» **Task**: Output all the data exactly. Pictures do not belong in the copy.

» **Information provided**:
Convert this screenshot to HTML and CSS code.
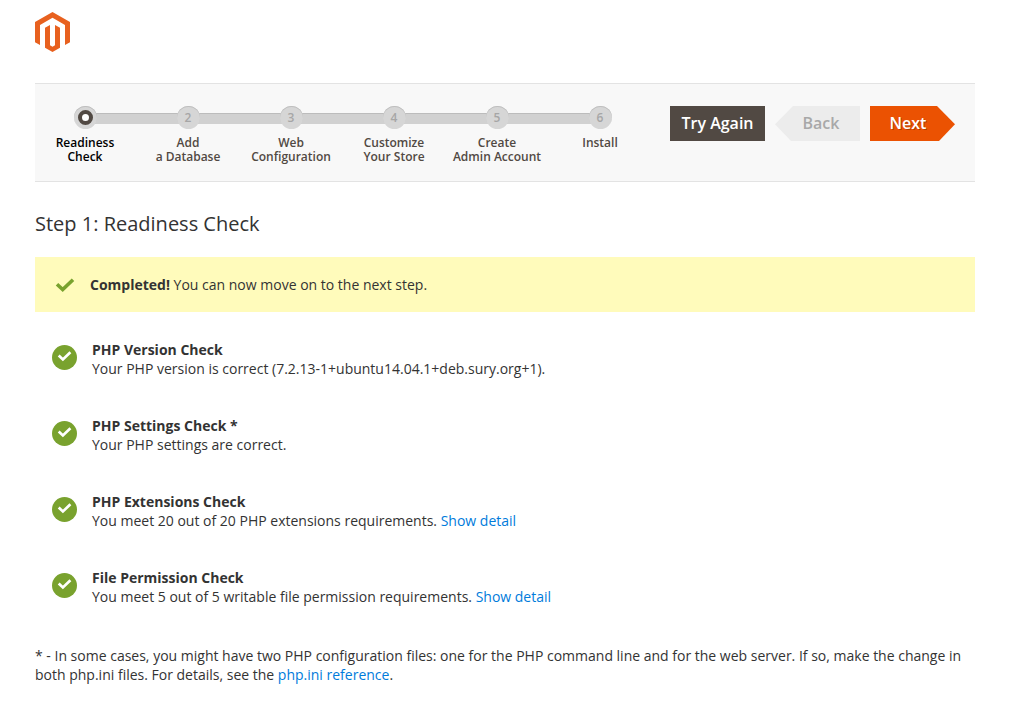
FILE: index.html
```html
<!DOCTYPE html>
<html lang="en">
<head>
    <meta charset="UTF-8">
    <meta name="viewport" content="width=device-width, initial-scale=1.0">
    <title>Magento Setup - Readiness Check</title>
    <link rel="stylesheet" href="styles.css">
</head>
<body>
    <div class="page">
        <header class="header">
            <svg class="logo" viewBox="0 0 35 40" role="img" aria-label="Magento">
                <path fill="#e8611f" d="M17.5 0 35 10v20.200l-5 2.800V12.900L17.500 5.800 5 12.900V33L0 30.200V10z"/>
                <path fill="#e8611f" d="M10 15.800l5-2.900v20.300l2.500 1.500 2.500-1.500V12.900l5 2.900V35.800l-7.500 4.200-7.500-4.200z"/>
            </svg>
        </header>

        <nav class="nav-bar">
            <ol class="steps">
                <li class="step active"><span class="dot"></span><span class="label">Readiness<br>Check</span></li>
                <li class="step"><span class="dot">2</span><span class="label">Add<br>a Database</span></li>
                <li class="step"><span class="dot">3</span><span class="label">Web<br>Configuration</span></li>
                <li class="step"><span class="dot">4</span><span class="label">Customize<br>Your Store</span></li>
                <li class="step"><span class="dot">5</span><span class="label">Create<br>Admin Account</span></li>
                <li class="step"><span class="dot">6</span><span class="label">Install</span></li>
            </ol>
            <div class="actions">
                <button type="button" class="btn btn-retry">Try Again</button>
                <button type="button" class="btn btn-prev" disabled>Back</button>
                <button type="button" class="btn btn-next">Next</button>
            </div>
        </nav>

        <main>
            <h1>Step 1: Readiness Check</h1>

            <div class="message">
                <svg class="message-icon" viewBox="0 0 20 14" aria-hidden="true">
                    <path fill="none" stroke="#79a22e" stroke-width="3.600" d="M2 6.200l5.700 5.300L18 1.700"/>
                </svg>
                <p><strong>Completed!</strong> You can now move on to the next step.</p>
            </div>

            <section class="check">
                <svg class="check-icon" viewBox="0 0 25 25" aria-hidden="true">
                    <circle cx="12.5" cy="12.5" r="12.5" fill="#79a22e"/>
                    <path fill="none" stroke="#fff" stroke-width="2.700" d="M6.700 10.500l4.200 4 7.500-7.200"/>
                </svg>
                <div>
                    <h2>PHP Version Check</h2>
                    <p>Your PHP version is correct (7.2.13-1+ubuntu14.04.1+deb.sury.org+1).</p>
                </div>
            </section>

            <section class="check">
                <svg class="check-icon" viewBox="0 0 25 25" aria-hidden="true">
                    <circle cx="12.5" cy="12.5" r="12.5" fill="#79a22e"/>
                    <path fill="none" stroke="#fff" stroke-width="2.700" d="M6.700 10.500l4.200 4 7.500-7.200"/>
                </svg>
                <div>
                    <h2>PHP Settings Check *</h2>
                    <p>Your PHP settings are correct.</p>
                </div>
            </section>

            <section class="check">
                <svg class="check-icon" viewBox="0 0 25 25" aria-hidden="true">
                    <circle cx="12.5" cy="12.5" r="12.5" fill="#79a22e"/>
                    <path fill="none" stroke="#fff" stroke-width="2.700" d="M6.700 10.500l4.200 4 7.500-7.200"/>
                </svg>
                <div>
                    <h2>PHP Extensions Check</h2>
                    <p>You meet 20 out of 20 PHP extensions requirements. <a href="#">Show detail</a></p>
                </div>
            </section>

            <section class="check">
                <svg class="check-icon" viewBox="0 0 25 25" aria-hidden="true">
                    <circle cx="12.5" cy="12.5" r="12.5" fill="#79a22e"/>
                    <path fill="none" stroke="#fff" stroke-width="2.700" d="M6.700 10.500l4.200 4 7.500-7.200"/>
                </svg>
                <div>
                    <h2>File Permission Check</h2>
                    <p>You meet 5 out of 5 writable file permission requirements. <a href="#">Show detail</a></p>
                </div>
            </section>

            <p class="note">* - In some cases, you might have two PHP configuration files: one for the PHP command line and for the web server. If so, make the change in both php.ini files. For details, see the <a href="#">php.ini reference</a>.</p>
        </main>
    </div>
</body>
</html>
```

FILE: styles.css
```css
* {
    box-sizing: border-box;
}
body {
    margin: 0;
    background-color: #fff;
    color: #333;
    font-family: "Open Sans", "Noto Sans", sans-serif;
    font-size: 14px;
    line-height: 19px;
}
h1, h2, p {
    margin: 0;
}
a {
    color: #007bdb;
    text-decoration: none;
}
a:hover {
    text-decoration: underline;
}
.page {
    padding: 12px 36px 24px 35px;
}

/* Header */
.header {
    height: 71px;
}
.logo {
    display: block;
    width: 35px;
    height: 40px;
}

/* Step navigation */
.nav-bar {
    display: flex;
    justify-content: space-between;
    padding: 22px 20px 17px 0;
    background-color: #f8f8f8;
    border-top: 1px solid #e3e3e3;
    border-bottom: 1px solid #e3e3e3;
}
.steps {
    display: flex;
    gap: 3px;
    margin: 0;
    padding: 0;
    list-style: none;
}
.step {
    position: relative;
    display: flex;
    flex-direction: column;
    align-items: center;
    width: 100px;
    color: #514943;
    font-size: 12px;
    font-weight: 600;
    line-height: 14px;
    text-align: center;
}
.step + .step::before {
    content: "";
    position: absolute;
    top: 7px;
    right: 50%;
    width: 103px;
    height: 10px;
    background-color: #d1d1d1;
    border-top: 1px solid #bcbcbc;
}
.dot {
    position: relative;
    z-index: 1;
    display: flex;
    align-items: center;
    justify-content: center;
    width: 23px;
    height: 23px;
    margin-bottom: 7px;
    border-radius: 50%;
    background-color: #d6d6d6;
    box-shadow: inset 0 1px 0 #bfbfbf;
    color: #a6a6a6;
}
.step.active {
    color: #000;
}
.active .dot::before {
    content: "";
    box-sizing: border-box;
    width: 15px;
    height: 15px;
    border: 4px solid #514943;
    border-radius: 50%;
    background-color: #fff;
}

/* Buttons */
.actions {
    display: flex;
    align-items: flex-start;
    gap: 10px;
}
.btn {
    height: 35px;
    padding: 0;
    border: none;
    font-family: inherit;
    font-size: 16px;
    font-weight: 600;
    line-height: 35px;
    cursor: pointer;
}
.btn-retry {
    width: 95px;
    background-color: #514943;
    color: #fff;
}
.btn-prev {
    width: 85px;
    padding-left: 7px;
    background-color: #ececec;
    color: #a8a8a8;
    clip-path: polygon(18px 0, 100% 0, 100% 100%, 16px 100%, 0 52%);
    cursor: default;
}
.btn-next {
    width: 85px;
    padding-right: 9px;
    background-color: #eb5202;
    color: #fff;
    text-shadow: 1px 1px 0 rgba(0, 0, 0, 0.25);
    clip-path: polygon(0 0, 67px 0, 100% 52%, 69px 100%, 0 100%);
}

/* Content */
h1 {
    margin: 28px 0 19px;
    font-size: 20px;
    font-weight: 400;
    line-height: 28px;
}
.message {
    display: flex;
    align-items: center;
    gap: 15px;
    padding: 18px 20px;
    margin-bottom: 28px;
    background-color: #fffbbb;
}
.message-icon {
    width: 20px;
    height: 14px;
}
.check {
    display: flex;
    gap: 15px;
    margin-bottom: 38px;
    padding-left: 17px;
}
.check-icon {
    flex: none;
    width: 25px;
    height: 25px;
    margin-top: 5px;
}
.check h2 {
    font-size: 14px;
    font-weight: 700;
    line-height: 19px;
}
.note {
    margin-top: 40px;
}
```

» **Response**:
Convert this screenshot to HTML and CSS code.
FILE: index.html
```html
<!DOCTYPE html>
<html lang="en">
<head>
    <meta charset="UTF-8">
    <meta name="viewport" content="width=device-width, initial-scale=1.0">
    <title>Magento Setup - Readiness Check</title>
    <link rel="stylesheet" href="styles.css">
</head>
<body>
    <div class="page">
        <header class="header">
            <svg class="logo" viewBox="0 0 35 40" role="img" aria-label="Magento">
                <path fill="#e8611f" d="M17.5 0 35 10v20.200l-5 2.800V12.900L17.500 5.800 5 12.900V33L0 30.200V10z"/>
                <path fill="#e8611f" d="M10 15.800l5-2.900v20.300l2.500 1.500 2.500-1.500V12.900l5 2.900V35.800l-7.500 4.200-7.500-4.200z"/>
            </svg>
        </header>

        <nav class="nav-bar">
            <ol class="steps">
                <li class="step active"><span class="dot"></span><span class="label">Readiness<br>Check</span></li>
                <li class="step"><span class="dot">2</span><span class="label">Add<br>a Database</span></li>
                <li class="step"><span class="dot">3</span><span class="label">Web<br>Configuration</span></li>
                <li class="step"><span class="dot">4</span><span class="label">Customize<br>Your Store</span></li>
                <li class="step"><span class="dot">5</span><span class="label">Create<br>Admin Account</span></li>
                <li class="step"><span class="dot">6</span><span class="label">Install</span></li>
            </ol>
            <div class="actions">
                <button type="button" class="btn btn-retry">Try Again</button>
                <button type="button" class="btn btn-prev" disabled>Back</button>
                <button type="button" class="btn btn-next">Next</button>
            </div>
        </nav>

        <main>
            <h1>Step 1: Readiness Check</h1>

            <div class="message">
                <svg class="message-icon" viewBox="0 0 20 14" aria-hidden="true">
                    <path fill="none" stroke="#79a22e" stroke-width="3.600" d="M2 6.200l5.700 5.300L18 1.700"/>
                </svg>
                <p><strong>Completed!</strong> You can now move on to the next step.</p>
            </div>

            <section class="check">
                <svg class="check-icon" viewBox="0 0 25 25" aria-hidden="true">
                    <circle cx="12.5" cy="12.5" r="12.5" fill="#79a22e"/>
                    <path fill="none" stroke="#fff" stroke-width="2.700" d="M6.700 10.500l4.200 4 7.500-7.200"/>
                </svg>
                <div>
                    <h2>PHP Version Check</h2>
                    <p>Your PHP version is correct (7.2.13-1+ubuntu14.04.1+deb.sury.org+1).</p>
                </div>
            </section>

            <section class="check">
                <svg class="check-icon" viewBox="0 0 25 25" aria-hidden="true">
                    <circle cx="12.5" cy="12.5" r="12.5" fill="#79a22e"/>
                    <path fill="none" stroke="#fff" stroke-width="2.700" d="M6.700 10.500l4.200 4 7.500-7.200"/>
                </svg>
                <div>
                    <h2>PHP Settings Check *</h2>
                    <p>Your PHP settings are correct.</p>
                </div>
            </section>

            <section class="check">
                <svg class="check-icon" viewBox="0 0 25 25" aria-hidden="true">
                    <circle cx="12.5" cy="12.5" r="12.5" fill="#79a22e"/>
                    <path fill="none" stroke="#fff" stroke-width="2.700" d="M6.700 10.500l4.200 4 7.500-7.200"/>
                </svg>
                <div>
                    <h2>PHP Extensions Check</h2>
                    <p>You meet 20 out of 20 PHP extensions requirements. <a href="#">Show detail</a></p>
                </div>
            </section>

            <section class="check">
                <svg class="check-icon" viewBox="0 0 25 25" aria-hidden="true">
                    <circle cx="12.5" cy="12.5" r="12.5" fill="#79a22e"/>
                    <path fill="none" stroke="#fff" stroke-width="2.700" d="M6.700 10.500l4.200 4 7.500-7.200"/>
                </svg>
                <div>
                    <h2>File Permission Check</h2>
                    <p>You meet 5 out of 5 writable file permission requirements. <a href="#">Show detail</a></p>
                </div>
            </section>

            <p class="note">* - In some cases, you might have two PHP configuration files: one for the PHP command line and for the web server. If so, make the change in both php.ini files. For details, see the <a href="#">php.ini reference</a>.</p>
        </main>
    </div>
</body>
</html>
```

FILE: styles.css
```css
* {
    box-sizing: border-box;
}
body {
    margin: 0;
    background-color: #fff;
    color: #333;
    font-family: "Open Sans", "Noto Sans", sans-serif;
    font-size: 14px;
    line-height: 19px;
}
h1, h2, p {
    margin: 0;
}
a {
    color: #007bdb;
    text-decoration: none;
}
a:hover {
    text-decoration: underline;
}
.page {
    padding: 12px 36px 24px 35px;
}

/* Header */
.header {
    height: 71px;
}
.logo {
    display: block;
    width: 35px;
    height: 40px;
}

/* Step navigation */
.nav-bar {
    display: flex;
    justify-content: space-between;
    padding: 22px 20px 17px 0;
    background-color: #f8f8f8;
    border-top: 1px solid #e3e3e3;
    border-bottom: 1px solid #e3e3e3;
}
.steps {
    display: flex;
    gap: 3px;
    margin: 0;
    padding: 0;
    list-style: none;
}
.step {
    position: relative;
    display: flex;
    flex-direction: column;
    align-items: center;
    width: 100px;
    color: #514943;
    font-size: 12px;
    font-weight: 600;
    line-height: 14px;
    text-align: center;
}
.step + .step::before {
    content: "";
    position: absolute;
    top: 7px;
    right: 50%;
    width: 103px;
    height: 10px;
    background-color: #d1d1d1;
    border-top: 1px solid #bcbcbc;
}
.dot {
    position: relative;
    z-index: 1;
    display: flex;
    align-items: center;
    justify-content: center;
    width: 23px;
    height: 23px;
    margin-bottom: 7px;
    border-radius: 50%;
    background-color: #d6d6d6;
    box-shadow: inset 0 1px 0 #bfbfbf;
    color: #a6a6a6;
}
.step.active {
    color: #000;
}
.active .dot::before {
    content: "";
    box-sizing: border-box;
    width: 15px;
    height: 15px;
    border: 4px solid #514943;
    border-radius: 50%;
    background-color: #fff;
}

/* Buttons */
.actions {
    display: flex;
    align-items: flex-start;
    gap: 10px;
}
.btn {
    height: 35px;
    padding: 0;
    border: none;
    font-family: inherit;
    font-size: 16px;
    font-weight: 600;
    line-height: 35px;
    cursor: pointer;
}
.btn-retry {
    width: 95px;
    background-color: #514943;
    color: #fff;
}
.btn-prev {
    width: 85px;
    padding-left: 7px;
    background-color: #ececec;
    color: #a8a8a8;
    clip-path: polygon(18px 0, 100% 0, 100% 100%, 16px 100%, 0 52%);
    cursor: default;
}
.btn-next {
    width: 85px;
    padding-right: 9px;
    background-color: #eb5202;
    color: #fff;
    text-shadow: 1px 1px 0 rgba(0, 0, 0, 0.25);
    clip-path: polygon(0 0, 67px 0, 100% 52%, 69px 100%, 0 100%);
}

/* Content */
h1 {
    margin: 28px 0 19px;
    font-size: 20px;
    font-weight: 400;
    line-height: 28px;
}
.message {
    display: flex;
    align-items: center;
    gap: 15px;
    padding: 18px 20px;
    margin-bottom: 28px;
    background-color: #fffbbb;
}
.message-icon {
    width: 20px;
    height: 14px;
}
.check {
    display: flex;
    gap: 15px;
    margin-bottom: 38px;
    padding-left: 17px;
}
.check-icon {
    flex: none;
    width: 25px;
    height: 25px;
    margin-top: 5px;
}
.check h2 {
    font-size: 14px;
    font-weight: 700;
    line-height: 19px;
}
.note {
    margin-top: 40px;
}
```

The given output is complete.